I am speaking on be half of the Peace Campaign Group, an organization of the Jumma indigenous people for policy research and human rights advocacy in the Chittagong Hill Tracts (CHT).
Madam Chair,
PF is a learning process. It is mutually enriching. We should integrate the experience we gain from here into our policies and actions for better future of the indigenous peoples and the society as a whole. It is time to speak the truth. It is time to be constructive. And it is time to redress our “past mistakes”. However, Madam Chair, we are profoundly shocked and disappointed by the statement of the distinguished delegation of Bangladesh. The statement does not reflect the reality faced by the indigenous people in the CHT. It is a false statement. So, we disagree with it.
The 23 January 2005 Issue of the New York Times Magazine published an article namely, “The Next Islamist Revolution?” The article deals with the growing religious extremism in Bangladesh and its serious threat to all democratic institutions.
The 2001 general elections in Bangladesh voted a four-party coalition [Bangladesh Nationalist Party (BNP), Jamaat-e-Islam, Islami Okyo Jote (United Alliance of Muslims) and Jatiyo Party (M)] to power. It helped religious extremist groups and organizations, like Jagrata Muslim Janata, Harkatul Jihad and Quami Madrasa Musaderin, gain a strong ground in the country. The country with religious extremist policy-makers in power is now on the brink of a “failed state” with strong potential of a “terrorist state”. With 88% Muslims of the 141 million peopled poor Islamic state (in the sense of recognition of Islam as “state religion”: Part I, Article 2 A, Bangladesh Constitution), “Bangladesh is Now New Rest Stop for Fugitives” (Taliban and Al-Qaed remnants), reported the Herald on 23 October 2002. These facts have been well-documented in the Alex Perry’s “Deadly Cargo”, Bertil Lintner’s “BANGLADESH: A Cocoon of Terror” and Eliza Griswold’s “The Next Islamist Revolution”.

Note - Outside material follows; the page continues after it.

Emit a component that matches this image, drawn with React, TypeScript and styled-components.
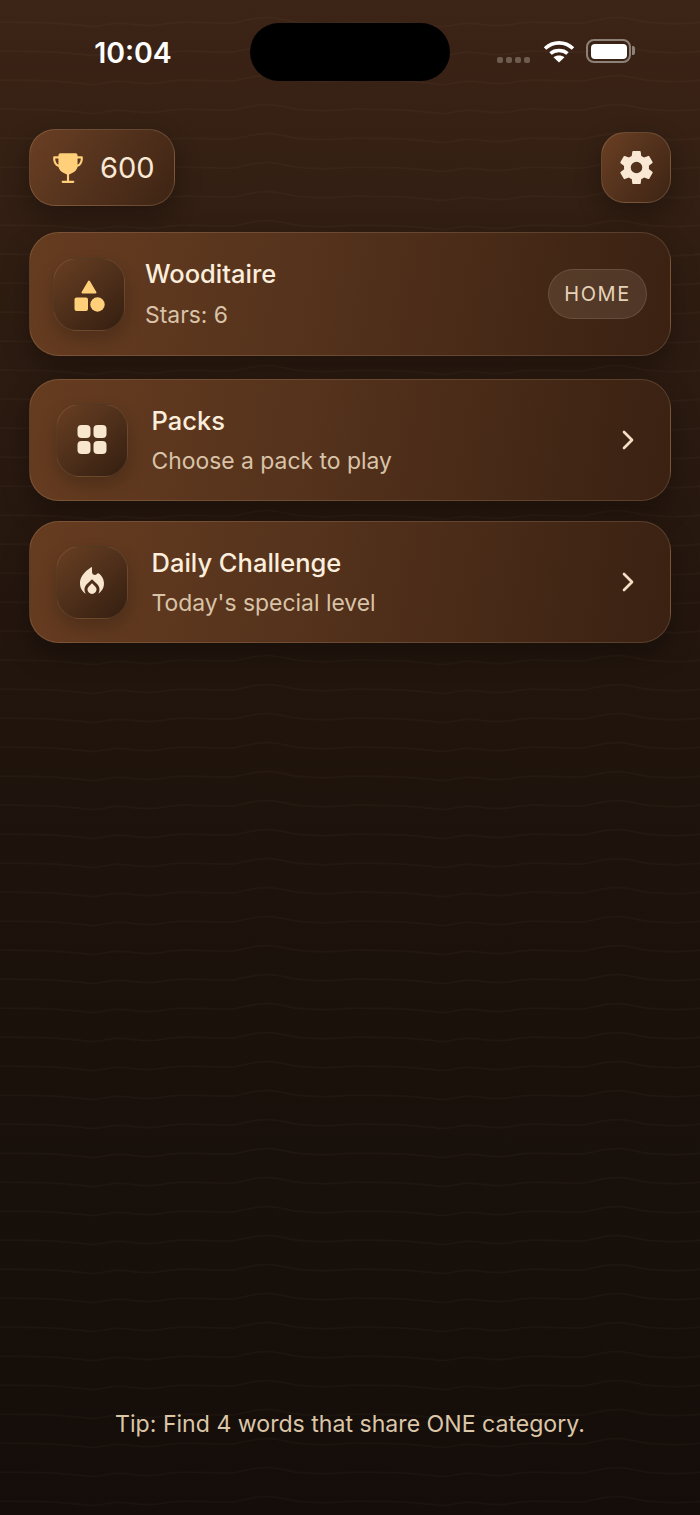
import React from "react";
import styled, { createGlobalStyle } from "styled-components";
import { IoSettingsSharp, IoTrophy } from "react-icons/io5";
import { MdLocalFireDepartment } from "react-icons/md";
import { ChevronRight } from "lucide-react";

const wavePath =
  "M0 22.3C30 22 60 22 90 26.5C100 27 108 23.3 117 23.3C128 23.3 138 25.6 150 25.6C162 25.6 170 22.3 180 22.3C200 22 215 23 233 23C245 21 255 17.4 267 17.4C280 17.4 290 22 300 22.6C320 24.5 335 24 350 22.3";

const waveTile = encodeURIComponent(
  `<svg xmlns="http://www.w3.org/2000/svg" width="350" height="29"><path d="${wavePath}" fill="none" stroke="#ffdcb4" stroke-opacity="0.026" stroke-width="1.5"/></svg>`
);

const GlobalStyle = createGlobalStyle`
  html, body {
    margin: 0;
    padding: 0;
    background: #140d09;
  }

  * {
    box-sizing: border-box;
  }
`;

const Screen = styled.div`
  display: flex;
  flex-direction: column;
  width: 700px;
  height: 1515px;
  overflow: hidden;
  font-family: Inter, "Liberation Sans", sans-serif;
  background-image: url("data:image/svg+xml,${waveTile}"),
    linear-gradient(180deg, #3c2416 0%, #2e1c11 20%, #20140d 48%, #1a110b 70%, #140d09 100%);
`;

const StatusBar = styled.div`
  display: grid;
  grid-template-columns: 250px 200px 250px;
  height: 58px;
  margin-top: 23px;
`;

const Clock = styled.div`
  display: flex;
  align-items: center;
  justify-content: center;
  padding-left: 16px;
  color: #ffffff;
  font-size: 28.5px;
  font-weight: 600;
`;

const Island = styled.div`
  background: #000000;
  border-radius: 29px;
`;

const StatusIcons = styled.div`
  display: flex;
  align-items: center;
  padding-left: 47px;
  margin-top: -2px;
`;

const SignalDots = styled.div`
  display: flex;
  gap: 3px;
  margin-top: 17px;
  margin-right: 13px;
`;

const SignalDot = styled.span`
  width: 6px;
  height: 6px;
  border-radius: 2px;
  background: #6e5c4f;
`;

const Battery = styled.div`
  position: relative;
  width: 45px;
  height: 24px;
  margin-left: 11px;
  padding: 2.5px;
  border: 2px solid #8d8178;
  border-radius: 8px;

  &::before {
    content: "";
    display: block;
    height: 100%;
    border-radius: 4px;
    background: #ffffff;
  }

  &::after {
    content: "";
    position: absolute;
    top: 5px;
    right: -6px;
    width: 3px;
    height: 9px;
    border-radius: 0 2px 2px 0;
    background: #8d8178;
  }
`;

const Content = styled.main`
  display: flex;
  flex: 1;
  flex-direction: column;
  padding: 48px 29px 77px;
`;

const TopRow = styled.div`
  display: flex;
  align-items: center;
  justify-content: space-between;
  margin-bottom: 26px;
`;

const glass = `
  background: linear-gradient(125deg, #6a3f23 0%, #55331d 45%, #3e2414 100%);
  border: 1.5px solid rgba(255, 222, 180, 0.17);
  box-shadow: 0 10px 26px rgba(0, 0, 0, 0.32);
`;

const ScorePill = styled.div`
  ${glass}
  display: flex;
  align-items: center;
  gap: 15px;
  width: 146px;
  height: 77px;
  padding-left: 21px;
  border-radius: 26px;
  color: #f8e8d4;
  font-size: 29px;
  font-weight: 400;

  svg {
    color: #ffcf7a;
  }
`;

const SettingsButton = styled.button`
  ${glass}
  display: flex;
  align-items: center;
  justify-content: center;
  width: 70px;
  height: 71px;
  padding: 0;
  border-radius: 24px;
  color: #f8e8d4;
`;

const CardList = styled.div`
  display: flex;
  flex-direction: column;
  gap: 20px;
`;

const Card = styled.div<{ $hero?: boolean }>`
  display: flex;
  align-items: center;
  gap: ${({ $hero }) => ($hero ? "20px" : "23.5px")};
  height: ${({ $hero }) => ($hero ? "124px" : "122px")};
  margin-bottom: ${({ $hero }) => ($hero ? "3px" : "0")};
  padding: 0 ${({ $hero }) => ($hero ? "23px" : "26px")};
  border-radius: 30px;
  background: linear-gradient(100deg, #663c20 0%, #54321c 45%, #3a2112 100%);
  border: 1.5px solid rgba(255, 222, 180, 0.15);
  box-shadow: 0 12px 28px rgba(0, 0, 0, 0.3);
`;

const IconTile = styled.div`
  display: flex;
  flex: none;
  align-items: center;
  justify-content: center;
  width: 72px;
  height: 73px;
  border-radius: 24px;
  background: linear-gradient(140deg, #683e22 0%, #4e2f1a 50%, #341e10 100%);
  border: 1.5px solid rgba(255, 222, 180, 0.1);
  box-shadow: 0 8px 18px rgba(0, 0, 0, 0.2);
  color: #f8e6cf;
`;

const CardText = styled.div<{ $hero?: boolean }>`
  display: flex;
  flex: 1;
  flex-direction: column;
  gap: ${({ $hero }) => ($hero ? "13px" : "12px")};
`;

const CardTitle = styled.div`
  color: #fbeedd;
  font-size: 25.5px;
  line-height: 30px;
  font-weight: 500;
`;

const CardSubtitle = styled.div`
  color: #d9c3a8;
  font-size: 22.9px;
  line-height: 27px;
`;

const HomeBadge = styled.div`
  display: flex;
  align-items: center;
  justify-content: center;
  width: 99px;
  height: 50px;
  border-radius: 25px;
  background: rgba(255, 235, 215, 0.1);
  border: 1.5px solid rgba(255, 235, 215, 0.12);
  color: #e6d2b8;
  font-size: 20px;
  font-weight: 400;
  letter-spacing: 1.6px;
`;

const Tip = styled.p`
  margin: auto 0 0;
  color: #dcc6a8;
  font-size: 23.1px;
  line-height: 27px;
  text-align: center;
`;

const WifiIcon = () => (
  <svg width="32" height="24" viewBox="0 0 32 24" fill="none" stroke="#ffffff" strokeWidth="3.6">
    <path d="M2 9.5C10 2 22 2 30 9.5" />
    <path d="M7.5 14.5C12 10.5 20 10.5 24.5 14.5" />
    <path d="M16 23.5L10.5 18.2C13.5 15.8 18.5 15.8 21.5 18.2Z" fill="#ffffff" stroke="none" />
  </svg>
);

const ShapesIcon = () => (
  <svg width="36" height="36" viewBox="1 0 36 36" fill="#ffcf7a">
    <path d="M19 5.5L25.5 16.5H12.5Z" stroke="#ffcf7a" strokeWidth="2" strokeLinejoin="round" />
    <rect x="4.5" y="21.5" width="13.5" height="13.5" rx="2" />
    <circle cx="27.5" cy="28.5" r="7.2" />
  </svg>
);

const GridIcon = () => (
  <svg width="30" height="30" viewBox="-0.5 0 30 30" fill="#f8e6cf">
    <rect x="0" y="0" width="13" height="13" rx="4" />
    <rect x="16" y="0" width="13" height="13" rx="4" />
    <rect x="0" y="16" width="13" height="13" rx="4" />
    <rect x="16" y="16" width="13" height="13" rx="4" />
  </svg>
);

export default function App() {
  return (
    <Screen>
      <GlobalStyle />
      <StatusBar>
        <Clock>10:04</Clock>
        <Island />
        <StatusIcons>
          <SignalDots>
            <SignalDot />
            <SignalDot />
            <SignalDot />
            <SignalDot />
          </SignalDots>
          <WifiIcon />
          <Battery />
        </StatusIcons>
      </StatusBar>

      <Content>
        <TopRow>
          <ScorePill>
            <IoTrophy size={34} />
            600
          </ScorePill>
          <SettingsButton>
            <IoSettingsSharp size={37} />
          </SettingsButton>
        </TopRow>

        <CardList>
          <Card $hero>
            <IconTile>
              <ShapesIcon />
            </IconTile>
            <CardText $hero>
              <CardTitle>Wooditaire</CardTitle>
              <CardSubtitle>Stars: 6</CardSubtitle>
            </CardText>
            <HomeBadge>HOME</HomeBadge>
          </Card>

          <Card>
            <IconTile>
              <GridIcon />
            </IconTile>
            <CardText>
              <CardTitle>Packs</CardTitle>
              <CardSubtitle>Choose a pack to play</CardSubtitle>
            </CardText>
            <ChevronRight size={32} color="#f3dfc6" strokeWidth={2} />
          </Card>

          <Card>
            <IconTile>
              <MdLocalFireDepartment size={36} />
            </IconTile>
            <CardText>
              <CardTitle>Daily Challenge</CardTitle>
              <CardSubtitle>Today's special level</CardSubtitle>
            </CardText>
            <ChevronRight size={32} color="#f3dfc6" strokeWidth={2} />
          </Card>
        </CardList>

        <Tip>Tip: Find 4 words that share ONE category.</Tip>
      </Content>
    </Screen>
  );
}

The country has already been greatly troubled by serial political killings of opposition leaders; violent attacks on Western interests; control over and suppression of independent media persons, human rights activists, intellectuals and indigenous political leaders; and systematic racial discrimination and ethnic-cleansing against the indigenous peoples and religious minorities (Bengali-speaking Hindus, Buddhists and Christians).
For example,
1. Bomb blasts on the Awami League rally on 21 August 2004 in Dhaka in which former Prime Minister Ms. Sheikh Hasina was narrowly survived and dozen of her party colleagues were killed, bomb blasts killing her think-tank and former Finance Minister Shah S. A. M. S. Kibria along with four other opposition leaders on 27 January 2005 in Dhaka and the Awami League Dhaka Branch League Advisor Khorshed Alam on 17 May 2005;
2. Grenade hurling on the British High Commissioner on 21 May 2004 in Sylhet apparently for UK’s role in the US-led “coalition campaign” in Afghanistan and Iraq;
3. Bomb blasts in Khulna Press Club hurting four journalists on 4 February 2005, threat to the office of the Bengali daily Prothom Alo in Dhaka on 19 August 2004, killing of a Dhaka University Prof. Humayun Azad on 11 August 2004, threat to controversial writer and feminist Taslima Nasreen and writer and minority rights activist Salam Azad which forced them to flee to India for personal security recently, barring the PCJSS (Parbatya Chattagram Jana Samhati Samiti, the only political organization representing the Jumma indigenous people) President and CHT Regional Council Chairman Jyotirindra Bodhipriyo Larma from attending the United Nations Permanent Forum on Indigenous Issues held in May 2004 in New York and blocking the travel document (passport) of Rupayan Dewan, Vice-President and In-charge, External Relations, PCJSS; and
4. Blatant violation of the CHT Accord signed between the PCJSS and the previous Awami League government in 1997, violent communal attack on the 14 indigenous villages on 26 August 2003 in Mahalchari, military crackdown on indigenous political and student activists on 25 May 2004 in Guimara and growing religious intolerance and atrocities against Hindus, Buddhists and Christians in plain districts. No proper investigations into these crimes have been conducted. Rather, the government has been allegedly creating obstacles in the process of investigation. All these lead us to the conclusion that religious extremist policy-makers in power have taken control over the real administration of Bangladesh and now they are engaging religious extremist groups and goons in elimination of all democratic institutions to establish some sort of Islamic rule in line with Eliza’s “Next Islamist Revolution” in the country.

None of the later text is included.